William Bligh went to sea
at the age of eight. In 1776 he was Master (navigator) of H.M.S.
Resolution commanded by Captain James Cook on his third voyage. He
left the Royal Navy in 1783 and entered the Merchant Service, and in
1785 commanded his first ship, the Lynx. He returned to the Navy in
1787 and was put in command of H.M.S. Bounty with the responsibility
of collecting and transporting 1000 breadfruit seedlings from Tahiti
to the British West Indies.
This voyage ended in mutiny and a remarkable 3,200 mile
voyage by Bligh and the other officers to the island of Timor. In 1792
Bligh returned to Tahiti, collected the breadfruit seedlings and
brought them successfully to the West Indies.
A side note: On the 1787 voyage Bligh had Kendall’s K2
chronometer, based on Harrison’s H4. The mutineers apparently took the
chronometer and were able to use it to determine their longitude to
find Pitcairn Island.
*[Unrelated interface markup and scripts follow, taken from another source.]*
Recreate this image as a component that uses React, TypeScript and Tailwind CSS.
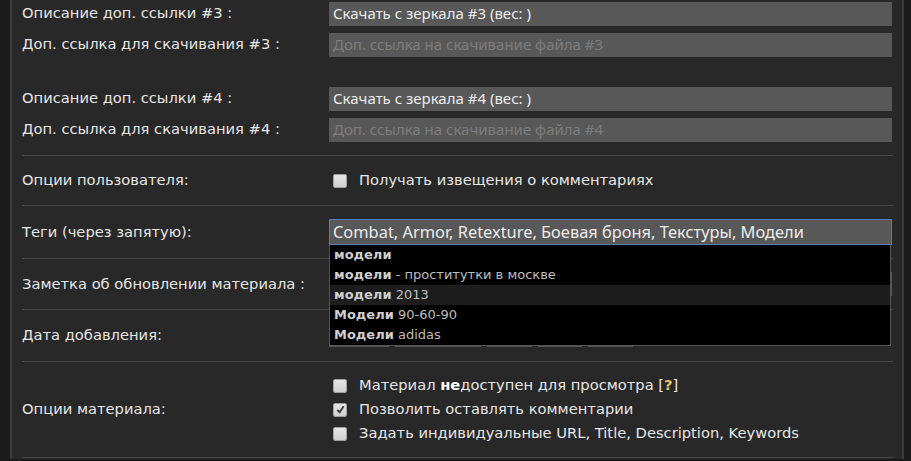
import React from 'react';

const labelFont = "font-['DejaVu_Sans','Liberation_Sans',sans-serif]";
const inputFont = "font-['Noto_Sans','Open_Sans',sans-serif]";

function Label({ children }: { children: React.ReactNode }) {
  return (
    <div className={`w-[307px] shrink-0 text-[14.7px] text-[#e6e6e6] ${labelFont}`}>{children}</div>
  );
}

function TextInput({ value, placeholder }: { value?: string; placeholder?: string }) {
  return (
    <div
      className={`flex h-[24px] w-[563px] items-center bg-[#585858] px-[4px] text-[15px] ${inputFont} ${
        value ? 'text-[#ececec]' : 'text-[#7c7c7c]'
      }`}
    >
      {value ?? placeholder}
    </div>
  );
}

function Checkbox({ checked }: { checked?: boolean }) {
  return (
    <div className="flex h-[14px] w-[14px] shrink-0 items-center justify-center rounded-[2px] border border-[#a0a0a0] bg-gradient-to-b from-[#e6e6e6] to-[#d0d0d0]">
      {checked && (
        <svg viewBox="0 0 12 12" className="h-[11px] w-[11px]">
          <path d="M2.5 6.5 L5 9 L9.5 2.5" fill="none" stroke="#3a3a3a" strokeWidth="2" />
        </svg>
      )}
    </div>
  );
}

function CheckRow({ checked, children }: { checked?: boolean; children: React.ReactNode }) {
  return (
    <div className={`flex h-[24px] items-center gap-[12px] pl-[4px] text-[14.7px] text-[#e6e6e6] ${labelFont}`}>
      <Checkbox checked={checked} />
      <span>{children}</span>
    </div>
  );
}

const suggestions: { b: string; rest: string; active?: boolean }[] = [
  { b: 'модели', rest: '' },
  { b: 'модели', rest: ' - проститутки в москве' },
  { b: 'модели', rest: ' 2013', active: true },
  { b: 'Модели', rest: ' 90-60-90' },
  { b: 'Модели', rest: ' adidas' },
];

export default function App() {
  return (
    <div className="h-[461px] overflow-hidden bg-[#1b1b1b] pl-[10px] pr-[7px]">
      <div className="h-full border-x-2 border-[#3b3b3b] bg-[#282828] pl-[10px] pr-[9px]">
        {/* mirrors */}
        <div className="-mt-[2px] pb-[10px]">
          <div className="flex h-[31px] items-center">
            <Label>Описание доп. ссылки #3 :</Label>
            <TextInput value="Скачать с зеркала #3 (вес: )" />
          </div>
          <div className="flex h-[31px] items-center">
            <Label>Доп. ссылка для скачивания #3 :</Label>
            <TextInput placeholder="Доп. ссылка на скачивание файла #3" />
          </div>
          <div className="h-[23px]" />
          <div className="flex h-[31px] items-center">
            <Label>Описание доп. ссылки #4 :</Label>
            <TextInput value="Скачать с зеркала #4 (вес: )" />
          </div>
          <div className="flex h-[31px] items-center">
            <Label>Доп. ссылка для скачивания #4 :</Label>
            <TextInput placeholder="Доп. ссылка на скачивание файла #4" />
          </div>
        </div>

        <div className="flex h-[50px] items-center border-t border-[#484848]">
          <Label>Опции пользователя:</Label>
          <CheckRow>Получать извещения о комментариях</CheckRow>
        </div>

        {/* tags */}
        <div className="flex h-[53px] items-center border-t border-[#484848]">
          <Label>Теги (через запятую):</Label>
          <div className="relative">
            <div className={`flex h-[26px] w-[563px] items-center border border-[#5a7cb4] bg-[#585858] px-[3px] text-[16.4px] text-[#ececec] ${inputFont}`}>
              Combat, Armor, Retexture, Боевая броня, Текстуры, Модели
            </div>
            <div className="absolute left-0 top-[26px] z-10 w-[562px] border-x border-b border-[#555] bg-black">
              {suggestions.map((s, i) => (
                <div
                  key={i}
                  className={`flex h-[20px] items-center pl-[4px] text-[13px] text-[#bdbdbd] ${labelFont} ${
                    s.active ? 'bg-[#1d1d1d]' : ''
                  }`}
                >
                  <b className="font-bold text-[#cfcfcf]">{s.b}</b>
                  <span className="whitespace-pre">{s.rest}</span>
                </div>
              ))}
            </div>
          </div>
        </div>

        <div className="flex h-[51px] items-center border-t border-[#484848]">
          <Label>Заметка об обновлении материала :</Label>
          <TextInput />
        </div>

        <div className="flex h-[52px] items-center border-t border-[#484848]">
          <Label>Дата добавления:</Label>
          <div className="flex gap-[6px]">
            <div className="h-[23px] w-[60px] bg-[#585858]" />
            <div className="h-[23px] w-[86px] bg-[#585858]" />
            <div className="h-[23px] w-[45px] bg-[#585858]" />
            <div className="h-[23px] w-[44px] bg-[#585858]" />
            <div className="h-[23px] w-[45px] bg-[#585858]" />
          </div>
        </div>

        <div className="flex h-[97px] items-center border-y border-[#484848]">
          <Label>Опции материала:</Label>
          <div>
            <CheckRow>
              Материал <b className="font-bold text-white">не</b>доступен для просмотра [
              <b className="font-bold text-[#e9c46a]">?</b>]
            </CheckRow>
            <CheckRow checked>Позволить оставлять комментарии</CheckRow>
            <CheckRow>Задать индивидуальные URL, Title, Description, Keywords</CheckRow>
          </div>
        </div>
      </div>
    </div>
  );
}
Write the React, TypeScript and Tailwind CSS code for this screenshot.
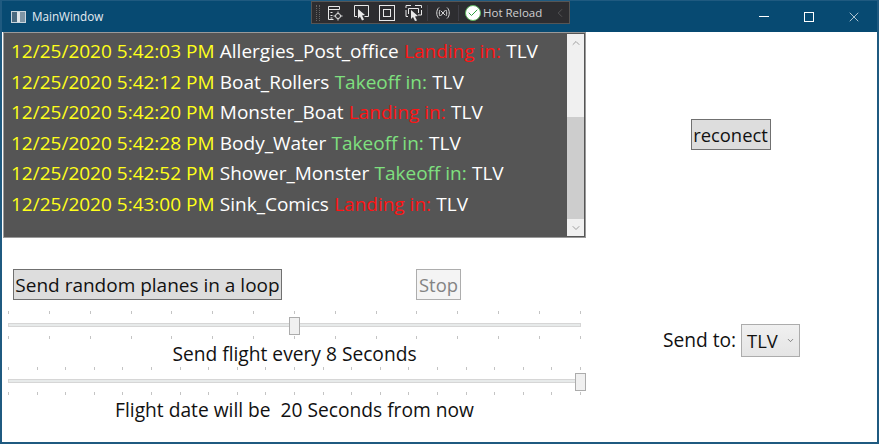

It was subsequently found at Concepcion, Chile
and eventually found its way to Britain.
Bligh wrote of his voyages in his book, A Voyage to
the South Sea, Undertaken by Command of His Majesty, for the purpose
of Conveying the Bread-Fruit Tree to the West Indies, in His Majesty's
Ship The Bounty, commanded by Lieutenant William Bligh. Including an
account of the Mutiny on board the said ship, and the subsequent
voyage of Part of the Crew, in the Ship's Boat, From Tofoa, one of the
Friendly Islands, To Timor, a Dutch Settlement in the East Indies. The
whole illustrated with charts, &c., in 1792.
The stamp shows Bligh with a map of the western
Pacific, a breadfruit plant, and an enlarged map of the island of
Timor.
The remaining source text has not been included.